Het was niet vreemd dat mensen fel op mij reageerden. Ik was in de ogen van velen een eikel. Echt onhandelbaar. Een enfant terrible, een doerak, een losgeslagen rebel, halve zool, rijp voor de LOM-school. Dat heeft die van Seijkens gedaan, die van de Veestraat. Dat waren de uitspraken van de burgerij en de boeren in het dorp. Dat was hun mening. Niet gestoeld op kennis van zaken. Het was actie, reactie. En ik moest mij nog meer staande zien te houden want de volwassenen waren zonder mededogen. En de kinderen namen dat gedrag over. Ook al was ik niet in de buurt geweest, dan nog werd ik als dader aangewezen.

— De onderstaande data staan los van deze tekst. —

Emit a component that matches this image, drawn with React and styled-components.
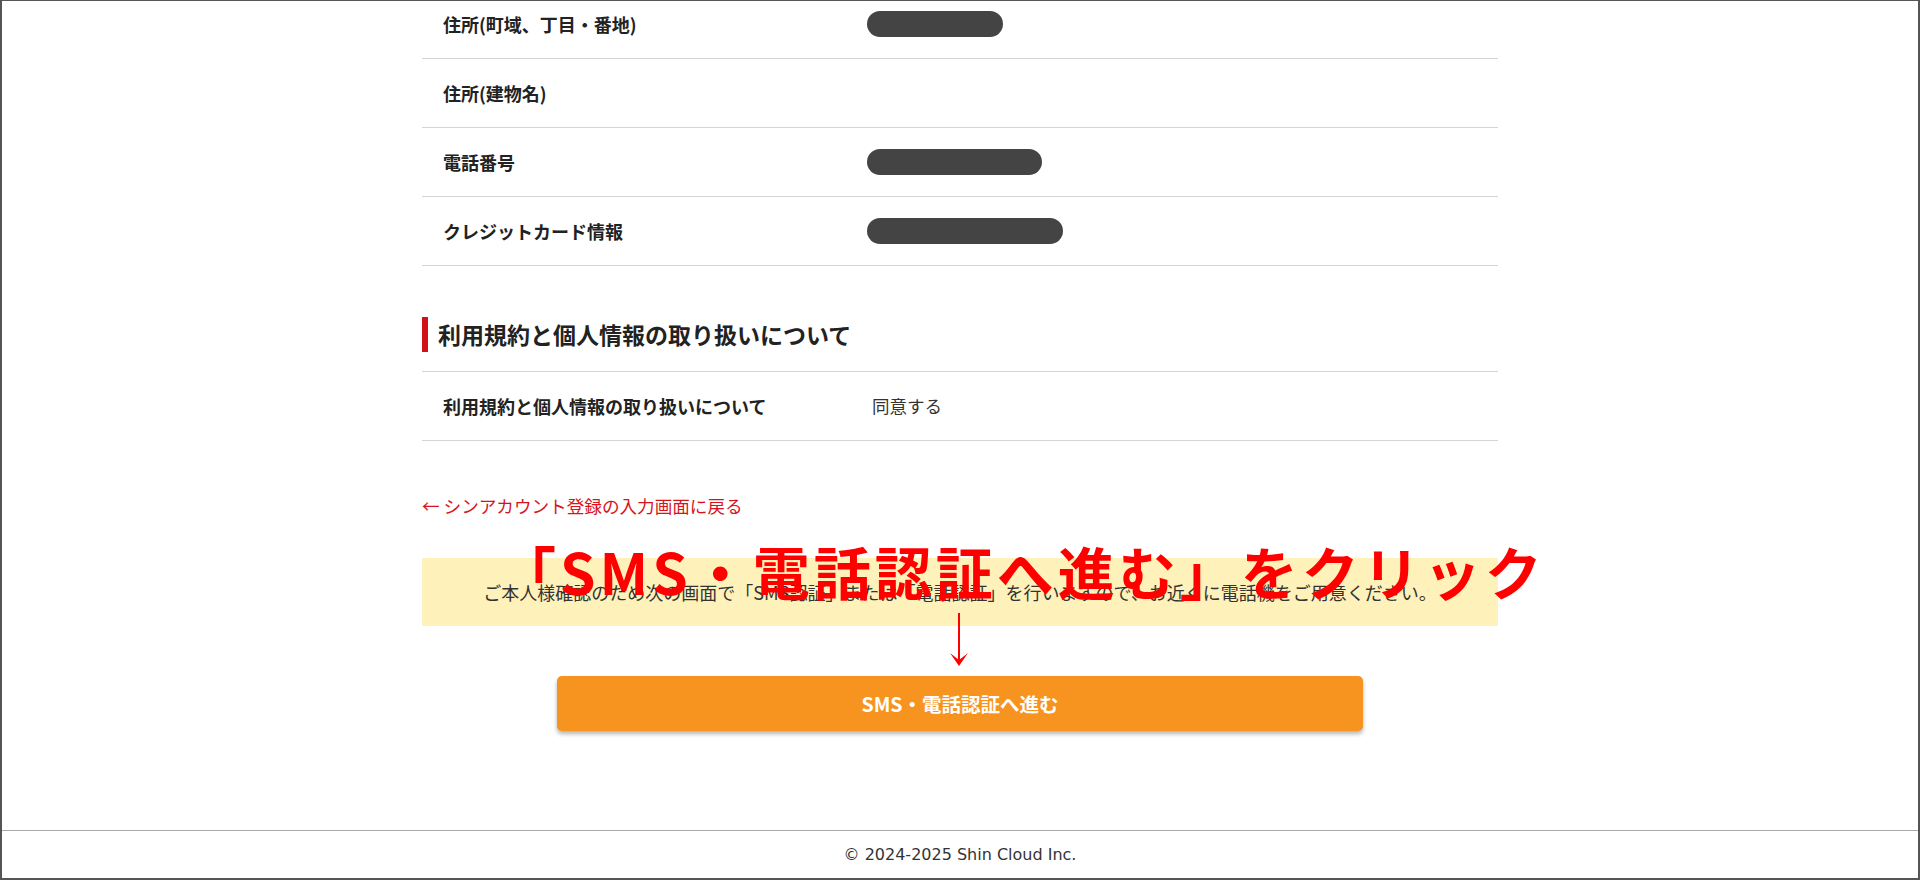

Vreemd…voor een dorpje waar begin jaren zeventig hippie popfestivals werden georganiseerd waren de inwoners nog alles behalve tolerant en vrije geesten. Ik begreep er geen zak van.
Ik ontken niet dat ik geen rotzooi heb veroorzaakt. En dan heb ik het niet over belletje trekken. In kippenhokken eieren jatten en die gebruiken als granaten in een verzonnen ‘oorlog’ was kinderspel. En ja, ik was geen brave. Dat neemt niet weg dat er veel meer stoute jongetjes rondliepen. Ik was niet de enige! Spelcomputers waren er niet. Wij speelden in de natuur, op straat, fietsten rond met een voetbal onder de snelbinders, verkleden ons als soldaten en speelden oorlogje in bossen in kleding van de dump. Groeven ondergrondse hutten en legden daar boomstammen overheen. Verlichten die met kaarsen. Jatten snoep en sigaretjes, dronken stiekem bier dat we weghaalden in de oefenruimte van een band. Liepen met bijlen en zagen door het bos, met zakmessen op zak, veldflessen met water en vochten en speelden met ‘bendes’ van andere dorpen en buurtschappen. Woensdag en zaterdag doorbrak de sleur. Dan was er nog meer tijd te doden. Woensdagmiddag vrij en ‘s avonds voetbaltraining. Zaterdags de voetbalwedstrijd. Voor mij waren dat de hoogtepunten in de week. Dan was er duidelijkheid, regels, een doel en moesten we samenwerken. Zelfs daar was het lastig. Ook daar werkte de sociale structuur tegen mij. De lichtpunten waren door volwassenen die het beste met mij voorhadden. Het was toen al te laat voor mij.
Het was de overgang van de zachte jaren 70 naar de verhardende jaren 80. Van punk, hardrock, kernraketten, een toename van de werkloosheid en de import die het dorp als forenzendorp gebruikte. De emancipatie in het onderwijs en pedagogische vernieuwing was ver weg.
We sloegen er op los en vroegen ons later, of helemaal niet, af wat er aan de hand was. Zo deden de ouderen het en de jongeren deden dat na. En ik verharde mee.